**Instruction**
Copy all of the material exactly. Pictures are not to appear in the copy.
>> Begin Information shown
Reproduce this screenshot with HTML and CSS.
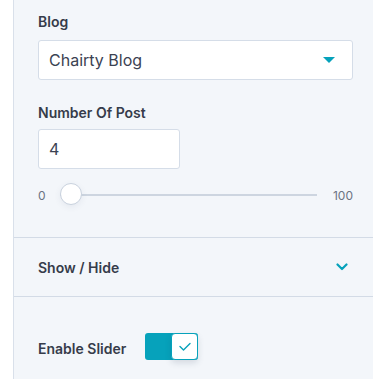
FILE: index.html
```html
<!DOCTYPE html>
<html lang="en">
<head>
    <meta charset="UTF-8">
    <meta name="viewport" content="width=device-width, initial-scale=1.0">
    <title>Blog Settings</title>
    <link rel="stylesheet" href="styles.css">
</head>
<body>
    <div class="gutter"></div>

    <div class="panel">
        <div class="section">
            <label class="field-label">Blog</label>
            <div class="select">
                <span>Chairty Blog</span>
                <span class="caret"></span>
            </div>

            <label class="field-label second">Number Of Post</label>
            <div class="number-input">4</div>

            <div class="range">
                <span class="range-min">0</span>
                <div class="track">
                    <span class="thumb"></span>
                </div>
                <span class="range-max">100</span>
            </div>
        </div>

        <div class="accordion">
            <span>Show / Hide</span>
            <svg class="chevron" width="12" height="8" viewBox="0 0 12 8">
                <path d="M1.5 1.5 L6 6 L10.5 1.5" fill="none" stroke="#06a2bb" stroke-width="2.2" stroke-linecap="round" stroke-linejoin="round"/>
            </svg>
        </div>

        <div class="section toggles">
            <div class="toggle-row">
                <span class="toggle-label">Enable Slider</span>
                <div class="toggle">
                    <div class="knob">
                        <svg width="12" height="9" viewBox="0 0 12 9">
                            <path d="M1 4.5 L4.5 8 L11 1.5" fill="none" stroke="#06a2bb" stroke-width="1.4" stroke-linecap="round" stroke-linejoin="round"/>
                        </svg>
                    </div>
                </div>
            </div>
        </div>
    </div>
</body>
</html>
```

FILE: styles.css
```css
body {
    margin: 0;
    display: flex;
    height: 100vh;
    font-family: Inter, "Noto Sans", sans-serif;
    color: #353c4a;
    background: #ffffff;
}

.gutter {
    width: 13px;
    flex-shrink: 0;
    background: #ffffff;
}

.panel {
    flex: 1;
    background: #f3f6fa;
    border-left: 1px solid #d9e0ea;
}

.section {
    padding: 12px 20px 31px 24px;
}

.field-label {
    display: block;
    font-size: 14px;
    line-height: 20px;
    font-weight: 600;
    color: #363c4a;
}

.field-label.second {
    margin-top: 23px;
}

.select {
    margin-top: 8px;
    height: 40px;
    box-sizing: border-box;
    background: #ffffff;
    border: 1px solid #d5dde8;
    border-radius: 3px;
    display: flex;
    align-items: center;
    justify-content: space-between;
    padding: 0 17px 0 10px;
    font-size: 16px;
    color: #3b4252;
}

.caret {
    width: 0;
    height: 0;
    border-left: 6px solid transparent;
    border-right: 6px solid transparent;
    border-top: 6px solid #06a2bb;
}

.number-input {
    margin-top: 6px;
    width: 142px;
    height: 40px;
    box-sizing: border-box;
    background: #ffffff;
    border: 1px solid #d5dde8;
    border-radius: 3px;
    padding: 0 10px;
    display: flex;
    align-items: center;
    font-size: 16px;
    color: #3b4252;
}

.range {
    margin-top: 15px;
    height: 22px;
    display: flex;
    align-items: center;
    font-size: 12px;
    color: #6b7382;
}

.range-min {
    width: 22px;
}

.track {
    flex: 1;
    height: 2px;
    background: #cdd5e0;
    position: relative;
    margin-right: 16px;
}

.thumb {
    position: absolute;
    left: 0;
    top: -11px;
    width: 22px;
    height: 22px;
    box-sizing: border-box;
    border-radius: 50%;
    background: #ffffff;
    border: 1px solid #c9d2de;
    box-shadow: 0 2px 6px rgba(60, 80, 110, 0.08);
}

.accordion {
    height: 58px;
    border-top: 1px solid #d3dbe6;
    border-bottom: 1px solid #d3dbe6;
    display: flex;
    align-items: center;
    justify-content: space-between;
    padding: 0 25px 0 24px;
    font-size: 14px;
    font-weight: 600;
    color: #363c4a;
}

.toggles {
    padding-top: 36px;
}

.toggle-row {
    display: flex;
    align-items: center;
    gap: 19px;
}

.toggle-label {
    font-size: 14px;
    font-weight: 600;
    color: #363c4a;
    margin-top: 3px;
}

.toggle {
    width: 53px;
    height: 27px;
    background: #06a2bb;
    border-radius: 3px;
    display: flex;
    justify-content: flex-end;
}

.knob {
    width: 27px;
    height: 27px;
    box-sizing: border-box;
    background: #ffffff;
    border: 1px solid #06a2bb;
    border-radius: 4px;
    display: flex;
    align-items: center;
    justify-content: center;
    box-shadow: 0 3px 6px rgba(40, 60, 90, 0.15);
}
```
>> End Information shown
**Reply to the task**
Reproduce this screenshot with HTML and CSS.
FILE: index.html
```html
<!DOCTYPE html>
<html lang="en">
<head>
    <meta charset="UTF-8">
    <meta name="viewport" content="width=device-width, initial-scale=1.0">
    <title>Blog Settings</title>
    <link rel="stylesheet" href="styles.css">
</head>
<body>
    <div class="gutter"></div>

    <div class="panel">
        <div class="section">
            <label class="field-label">Blog</label>
            <div class="select">
                <span>Chairty Blog</span>
                <span class="caret"></span>
            </div>

            <label class="field-label second">Number Of Post</label>
            <div class="number-input">4</div>

            <div class="range">
                <span class="range-min">0</span>
                <div class="track">
                    <span class="thumb"></span>
                </div>
                <span class="range-max">100</span>
            </div>
        </div>

        <div class="accordion">
            <span>Show / Hide</span>
            <svg class="chevron" width="12" height="8" viewBox="0 0 12 8">
                <path d="M1.5 1.5 L6 6 L10.5 1.5" fill="none" stroke="#06a2bb" stroke-width="2.2" stroke-linecap="round" stroke-linejoin="round"/>
            </svg>
        </div>

        <div class="section toggles">
            <div class="toggle-row">
                <span class="toggle-label">Enable Slider</span>
                <div class="toggle">
                    <div class="knob">
                        <svg width="12" height="9" viewBox="0 0 12 9">
                            <path d="M1 4.5 L4.5 8 L11 1.5" fill="none" stroke="#06a2bb" stroke-width="1.4" stroke-linecap="round" stroke-linejoin="round"/>
                        </svg>
                    </div>
                </div>
            </div>
        </div>
    </div>
</body>
</html>
```

FILE: styles.css
```css
body {
    margin: 0;
    display: flex;
    height: 100vh;
    font-family: Inter, "Noto Sans", sans-serif;
    color: #353c4a;
    background: #ffffff;
}

.gutter {
    width: 13px;
    flex-shrink: 0;
    background: #ffffff;
}

.panel {
    flex: 1;
    background: #f3f6fa;
    border-left: 1px solid #d9e0ea;
}

.section {
    padding: 12px 20px 31px 24px;
}

.field-label {
    display: block;
    font-size: 14px;
    line-height: 20px;
    font-weight: 600;
    color: #363c4a;
}

.field-label.second {
    margin-top: 23px;
}

.select {
    margin-top: 8px;
    height: 40px;
    box-sizing: border-box;
    background: #ffffff;
    border: 1px solid #d5dde8;
    border-radius: 3px;
    display: flex;
    align-items: center;
    justify-content: space-between;
    padding: 0 17px 0 10px;
    font-size: 16px;
    color: #3b4252;
}

.caret {
    width: 0;
    height: 0;
    border-left: 6px solid transparent;
    border-right: 6px solid transparent;
    border-top: 6px solid #06a2bb;
}

.number-input {
    margin-top: 6px;
    width: 142px;
    height: 40px;
    box-sizing: border-box;
    background: #ffffff;
    border: 1px solid #d5dde8;
    border-radius: 3px;
    padding: 0 10px;
    display: flex;
    align-items: center;
    font-size: 16px;
    color: #3b4252;
}

.range {
    margin-top: 15px;
    height: 22px;
    display: flex;
    align-items: center;
    font-size: 12px;
    color: #6b7382;
}

.range-min {
    width: 22px;
}

.track {
    flex: 1;
    height: 2px;
    background: #cdd5e0;
    position: relative;
    margin-right: 16px;
}

.thumb {
    position: absolute;
    left: 0;
    top: -11px;
    width: 22px;
    height: 22px;
    box-sizing: border-box;
    border-radius: 50%;
    background: #ffffff;
    border: 1px solid #c9d2de;
    box-shadow: 0 2px 6px rgba(60, 80, 110, 0.08);
}

.accordion {
    height: 58px;
    border-top: 1px solid #d3dbe6;
    border-bottom: 1px solid #d3dbe6;
    display: flex;
    align-items: center;
    justify-content: space-between;
    padding: 0 25px 0 24px;
    font-size: 14px;
    font-weight: 600;
    color: #363c4a;
}

.toggles {
    padding-top: 36px;
}

.toggle-row {
    display: flex;
    align-items: center;
    gap: 19px;
}

.toggle-label {
    font-size: 14px;
    font-weight: 600;
    color: #363c4a;
    margin-top: 3px;
}

.toggle {
    width: 53px;
    height: 27px;
    background: #06a2bb;
    border-radius: 3px;
    display: flex;
    justify-content: flex-end;
}

.knob {
    width: 27px;
    height: 27px;
    box-sizing: border-box;
    background: #ffffff;
    border: 1px solid #06a2bb;
    border-radius: 4px;
    display: flex;
    align-items: center;
    justify-content: center;
    box-shadow: 0 3px 6px rgba(40, 60, 90, 0.15);
}
```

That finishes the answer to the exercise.